## BEGIN Data section
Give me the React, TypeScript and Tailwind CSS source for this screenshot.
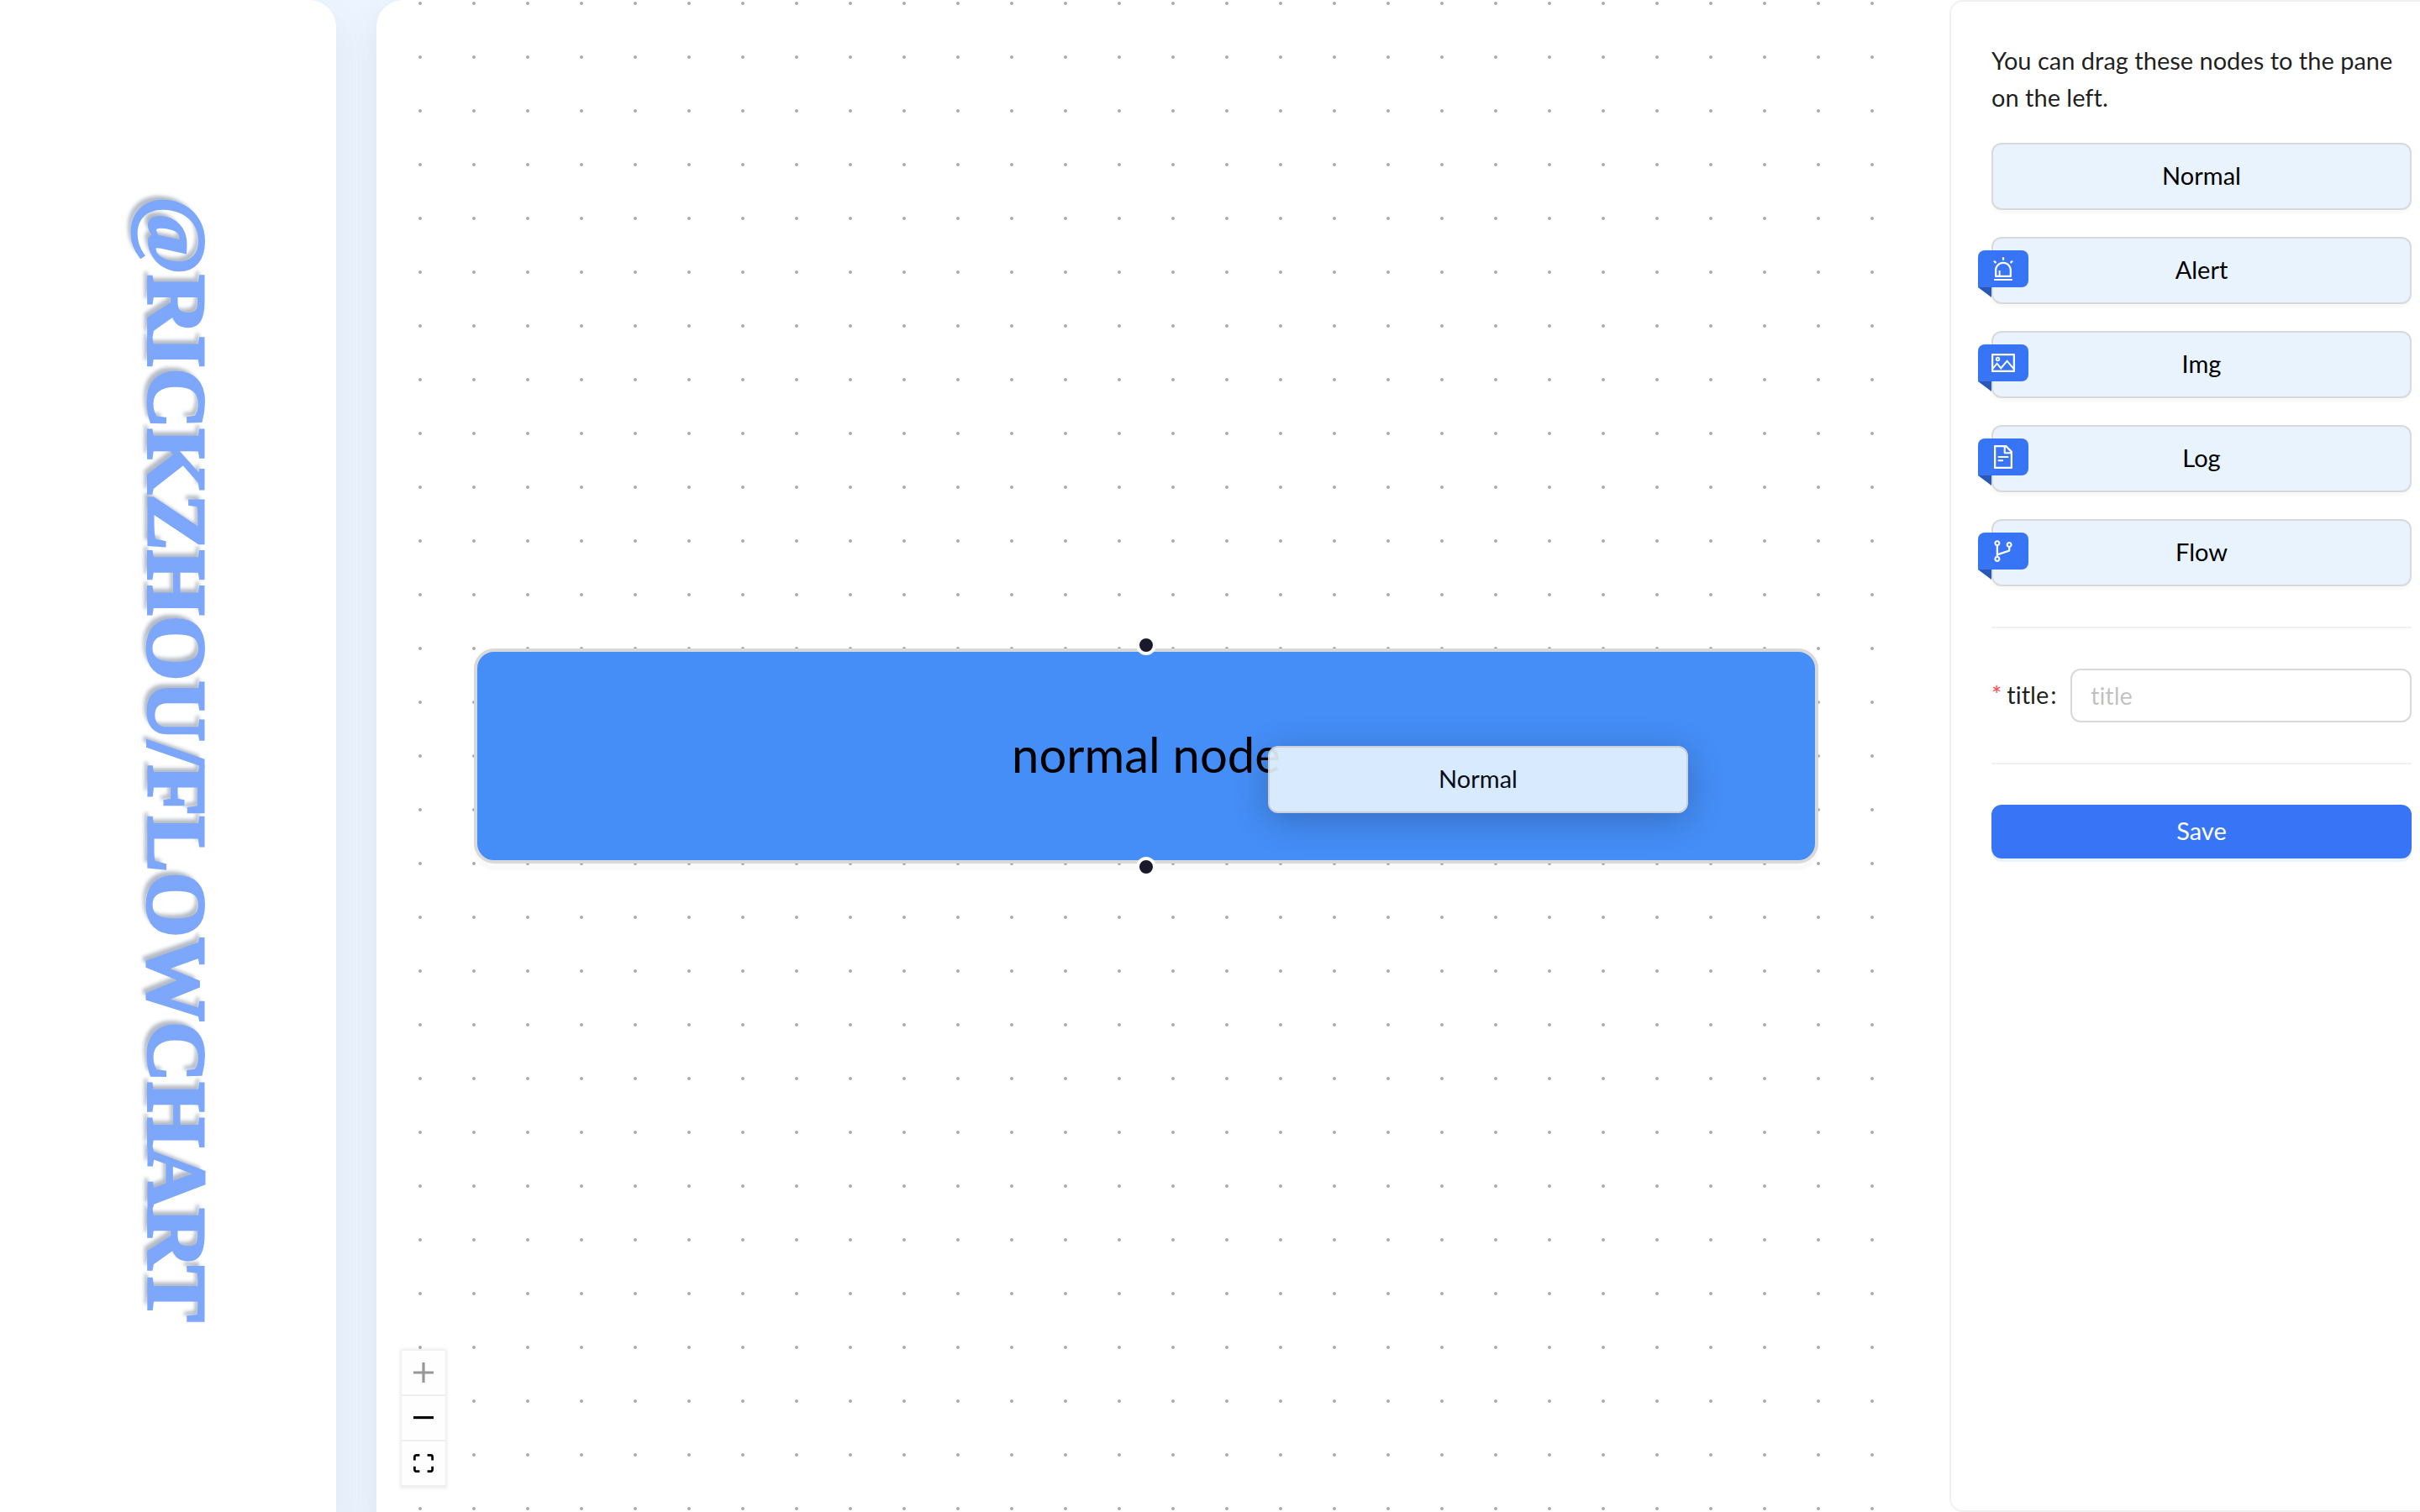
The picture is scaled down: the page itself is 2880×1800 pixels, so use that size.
import type { ReactNode } from "react";
import {
  AiOutlineAlert,
  AiOutlineBranches,
  AiOutlineFileText,
  AiOutlinePicture,
} from "react-icons/ai";

const paletteNodes: { label: string; icon?: ReactNode }[] = [
  { label: "Normal" },
  { label: "Alert", icon: <AiOutlineAlert /> },
  { label: "Img", icon: <AiOutlinePicture /> },
  { label: "Log", icon: <AiOutlineFileText /> },
  { label: "Flow", icon: <AiOutlineBranches /> },
];

function Ribbon({ children }: { children: ReactNode }) {
  return (
    <span className="absolute -left-[18px] top-3.5">
      <span className="flex h-11 w-15 items-center justify-center rounded-lg rounded-bl-none bg-[#3875f6] text-[32px] text-white">
        {children}
      </span>
      <svg className="block h-3 w-4" viewBox="0 0 16 12" aria-hidden="true">
        <path d="M0 0h16v12z" fill="#2a58b9" />
      </svg>
    </span>
  );
}

function PaletteNode({ label, icon }: { label: string; icon?: ReactNode }) {
  return (
    <button
      type="button"
      draggable
      className="relative flex h-20 w-full cursor-grab items-center justify-center rounded-xl border-2 border-[#d9d9d9] bg-[#e8f3fe] pb-0.5 text-black shadow-[0_4px_0_rgba(0,0,0,0.02)]"
    >
      {icon && <Ribbon>{icon}</Ribbon>}
      {label}
    </button>
  );
}

function Controls() {
  const button =
    "flex h-[54px] w-[52px] items-center justify-center border-b-2 border-[#eee] bg-[#fefefe]";
  return (
    <div className="absolute bottom-[30px] left-[30px] shadow-[0_0_4px_2px_rgba(0,0,0,0.08)]">
      <button type="button" aria-label="zoom in" disabled className={button}>
        <svg className="size-6 opacity-40" viewBox="0 0 32 32">
          <path d="M32 18.133H18.133V32h-4.266V18.133H0v-4.266h13.867V0h4.266v13.867H32z" />
        </svg>
      </button>
      <button type="button" aria-label="zoom out" className={button}>
        <svg className="w-6" viewBox="0 0 32 5">
          <path d="M0 0h32v4.2H0z" />
        </svg>
      </button>
      <button type="button" aria-label="fit view" className={button}>
        <svg className="w-6" viewBox="0 0 32 30">
          <path d="M3.692 4.63c0-.53.4-.938.939-.938h5.215V0H4.708C2.13 0 0 2.054 0 4.63v5.216h3.692V4.631zM27.354 0h-5.2v3.692h5.17c.53 0 .984.4.984.939v5.215H32V4.631A4.624 4.624 0 0027.354 0zm.954 24.83c0 .532-.4.94-.939.94h-5.215v3.768h5.215c2.577 0 4.631-2.13 4.631-4.707v-5.139h-3.692v5.139zm-23.677.94c-.531 0-.939-.4-.939-.94v-5.138H0v5.139c0 2.577 2.13 4.707 4.708 4.707h5.138V25.77H4.631z" />
        </svg>
      </button>
    </div>
  );
}

function Canvas() {
  return (
    <div className="relative flex-1 overflow-hidden rounded-tl-[32px]">
      <svg className="absolute inset-0 size-full" aria-hidden="true">
        <pattern id="dots" x="20" y="-28" width="64" height="64" patternUnits="userSpaceOnUse">
          <circle cx="32" cy="32" r="2" fill="#aaa" />
        </pattern>
        <rect width="100%" height="100%" fill="url(#dots)" />
      </svg>

      <div className="absolute left-1/2 top-1/2 flex h-64 w-[1600px] -translate-x-1/2 -translate-y-1/2 items-center justify-center rounded-3xl border-4 border-[#d9d9d9] bg-[#458ef7] pb-1 text-[58px] text-black shadow-[0_8px_0_rgba(0,0,0,0.02)]">
        normal node
        <span className="absolute -top-5 left-1/2 size-6 -translate-x-1/2 rounded-full border-4 border-white bg-[#1a192b]" />
        <span className="absolute -bottom-5 left-1/2 size-6 -translate-x-1/2 rounded-full border-4 border-white bg-[#1a192b]" />
      </div>

      <div className="absolute left-[1061px] top-[888px] flex h-20 w-[500px] items-center justify-center rounded-xl border-2 border-[#d9d9d9] bg-[#e9f4fe] pb-0.5 text-black opacity-90 shadow-[0_8px_40px_rgba(0,0,0,0.25)]">
        Normal
      </div>

      <Controls />
    </div>
  );
}

function Sidebar() {
  return (
    <aside className="-mr-10 ml-10 w-[600px] shrink-0 rounded-2xl border-2 border-[#f0f0f0] p-12 text-black/88">
      <p className="mb-8">
        You can drag these nodes to the pane
        <br />
        on the left.
      </p>
      <div className="flex flex-col gap-8">
        {paletteNodes.map((node) => (
          <PaletteNode key={node.label} {...node} />
        ))}
      </div>
      <form onSubmit={(event) => event.preventDefault()}>
        <div className="my-12 flex items-center border-y-2 border-[#f0f0f0] py-12">
          <label htmlFor="title" className="flex w-[94px] shrink-0 items-center pb-0.5">
            <span className="mr-1.5 text-[#ff4d4f]">*</span>
            title
            <span className="ml-0.5">:</span>
          </label>
          <input
            id="title"
            type="text"
            required
            placeholder="title"
            className="h-16 min-w-0 flex-1 rounded-xl border-2 border-[#d9d9d9] bg-white px-[22px] pb-0.5 outline-none placeholder:text-black/25"
          />
        </div>
        <button
          type="submit"
          className="h-16 w-full rounded-xl bg-[#3875f6] pb-0.5 text-white shadow-[0_4px_0_#e9f3ff]"
        >
          Save
        </button>
      </form>
    </aside>
  );
}

export default function App() {
  return (
    <div className="flex min-h-screen gap-12 overflow-hidden bg-[#ecf4ff] font-['Lato','Open_Sans',sans-serif] text-[29px] leading-[44px] [font-variant-ligatures:none]">
      <header className="flex w-[400px] shrink-0 items-center justify-center rounded-tr-[32px] bg-white pt-2 pl-5 shadow-[0_20px_40px_rgba(100,100,111,0.1)]">
        <h1 className="font-['Liberation_Serif',serif] text-[100px] leading-none font-bold text-[#7ca7fa] uppercase [-webkit-text-stroke:3px_#7ca7fa] [text-shadow:-6px_5px_4px_#b4bbc6] [writing-mode:vertical-rl]">
          @rickzhou/flowchart
        </h1>
      </header>
      <main className="flex min-w-0 flex-1 rounded-tl-[32px] bg-white shadow-[0_20px_40px_rgba(100,100,111,0.12)]">
        <Canvas />
        <Sidebar />
      </main>
    </div>
  );
}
## END Data section
Return each line from the material above exactly, but not the pictures.

Result for this exercise -
Give me the React, TypeScript and Tailwind CSS source for this screenshot.
The picture is scaled down: the page itself is 2880×1800 pixels, so use that size.
import type { ReactNode } from "react";
import {
  AiOutlineAlert,
  AiOutlineBranches,
  AiOutlineFileText,
  AiOutlinePicture,
} from "react-icons/ai";

const paletteNodes: { label: string; icon?: ReactNode }[] = [
  { label: "Normal" },
  { label: "Alert", icon: <AiOutlineAlert /> },
  { label: "Img", icon: <AiOutlinePicture /> },
  { label: "Log", icon: <AiOutlineFileText /> },
  { label: "Flow", icon: <AiOutlineBranches /> },
];

function Ribbon({ children }: { children: ReactNode }) {
  return (
    <span className="absolute -left-[18px] top-3.5">
      <span className="flex h-11 w-15 items-center justify-center rounded-lg rounded-bl-none bg-[#3875f6] text-[32px] text-white">
        {children}
      </span>
      <svg className="block h-3 w-4" viewBox="0 0 16 12" aria-hidden="true">
        <path d="M0 0h16v12z" fill="#2a58b9" />
      </svg>
    </span>
  );
}

function PaletteNode({ label, icon }: { label: string; icon?: ReactNode }) {
  return (
    <button
      type="button"
      draggable
      className="relative flex h-20 w-full cursor-grab items-center justify-center rounded-xl border-2 border-[#d9d9d9] bg-[#e8f3fe] pb-0.5 text-black shadow-[0_4px_0_rgba(0,0,0,0.02)]"
    >
      {icon && <Ribbon>{icon}</Ribbon>}
      {label}
    </button>
  );
}

function Controls() {
  const button =
    "flex h-[54px] w-[52px] items-center justify-center border-b-2 border-[#eee] bg-[#fefefe]";
  return (
    <div className="absolute bottom-[30px] left-[30px] shadow-[0_0_4px_2px_rgba(0,0,0,0.08)]">
      <button type="button" aria-label="zoom in" disabled className={button}>
        <svg className="size-6 opacity-40" viewBox="0 0 32 32">
          <path d="M32 18.133H18.133V32h-4.266V18.133H0v-4.266h13.867V0h4.266v13.867H32z" />
        </svg>
      </button>
      <button type="button" aria-label="zoom out" className={button}>
        <svg className="w-6" viewBox="0 0 32 5">
          <path d="M0 0h32v4.2H0z" />
        </svg>
      </button>
      <button type="button" aria-label="fit view" className={button}>
        <svg className="w-6" viewBox="0 0 32 30">
          <path d="M3.692 4.63c0-.53.4-.938.939-.938h5.215V0H4.708C2.13 0 0 2.054 0 4.63v5.216h3.692V4.631zM27.354 0h-5.2v3.692h5.17c.53 0 .984.4.984.939v5.215H32V4.631A4.624 4.624 0 0027.354 0zm.954 24.83c0 .532-.4.94-.939.94h-5.215v3.768h5.215c2.577 0 4.631-2.13 4.631-4.707v-5.139h-3.692v5.139zm-23.677.94c-.531 0-.939-.4-.939-.94v-5.138H0v5.139c0 2.577 2.13 4.707 4.708 4.707h5.138V25.77H4.631z" />
        </svg>
      </button>
    </div>
  );
}

function Canvas() {
  return (
    <div className="relative flex-1 overflow-hidden rounded-tl-[32px]">
      <svg className="absolute inset-0 size-full" aria-hidden="true">
        <pattern id="dots" x="20" y="-28" width="64" height="64" patternUnits="userSpaceOnUse">
          <circle cx="32" cy="32" r="2" fill="#aaa" />
        </pattern>
        <rect width="100%" height="100%" fill="url(#dots)" />
      </svg>

      <div className="absolute left-1/2 top-1/2 flex h-64 w-[1600px] -translate-x-1/2 -translate-y-1/2 items-center justify-center rounded-3xl border-4 border-[#d9d9d9] bg-[#458ef7] pb-1 text-[58px] text-black shadow-[0_8px_0_rgba(0,0,0,0.02)]">
        normal node
        <span className="absolute -top-5 left-1/2 size-6 -translate-x-1/2 rounded-full border-4 border-white bg-[#1a192b]" />
        <span className="absolute -bottom-5 left-1/2 size-6 -translate-x-1/2 rounded-full border-4 border-white bg-[#1a192b]" />
      </div>

      <div className="absolute left-[1061px] top-[888px] flex h-20 w-[500px] items-center justify-center rounded-xl border-2 border-[#d9d9d9] bg-[#e9f4fe] pb-0.5 text-black opacity-90 shadow-[0_8px_40px_rgba(0,0,0,0.25)]">
        Normal
      </div>

      <Controls />
    </div>
  );
}

function Sidebar() {
  return (
    <aside className="-mr-10 ml-10 w-[600px] shrink-0 rounded-2xl border-2 border-[#f0f0f0] p-12 text-black/88">
      <p className="mb-8">
        You can drag these nodes to the pane
        <br />
        on the left.
      </p>
      <div className="flex flex-col gap-8">
        {paletteNodes.map((node) => (
          <PaletteNode key={node.label} {...node} />
        ))}
      </div>
      <form onSubmit={(event) => event.preventDefault()}>
        <div className="my-12 flex items-center border-y-2 border-[#f0f0f0] py-12">
          <label htmlFor="title" className="flex w-[94px] shrink-0 items-center pb-0.5">
            <span className="mr-1.5 text-[#ff4d4f]">*</span>
            title
            <span className="ml-0.5">:</span>
          </label>
          <input
            id="title"
            type="text"
            required
            placeholder="title"
            className="h-16 min-w-0 flex-1 rounded-xl border-2 border-[#d9d9d9] bg-white px-[22px] pb-0.5 outline-none placeholder:text-black/25"
          />
        </div>
        <button
          type="submit"
          className="h-16 w-full rounded-xl bg-[#3875f6] pb-0.5 text-white shadow-[0_4px_0_#e9f3ff]"
        >
          Save
        </button>
      </form>
    </aside>
  );
}

export default function App() {
  return (
    <div className="flex min-h-screen gap-12 overflow-hidden bg-[#ecf4ff] font-['Lato','Open_Sans',sans-serif] text-[29px] leading-[44px] [font-variant-ligatures:none]">
      <header className="flex w-[400px] shrink-0 items-center justify-center rounded-tr-[32px] bg-white pt-2 pl-5 shadow-[0_20px_40px_rgba(100,100,111,0.1)]">
        <h1 className="font-['Liberation_Serif',serif] text-[100px] leading-none font-bold text-[#7ca7fa] uppercase [-webkit-text-stroke:3px_#7ca7fa] [text-shadow:-6px_5px_4px_#b4bbc6] [writing-mode:vertical-rl]">
          @rickzhou/flowchart
        </h1>
      </header>
      <main className="flex min-w-0 flex-1 rounded-tl-[32px] bg-white shadow-[0_20px_40px_rgba(100,100,111,0.12)]">
        <Canvas />
        <Sidebar />
      </main>
    </div>
  );
}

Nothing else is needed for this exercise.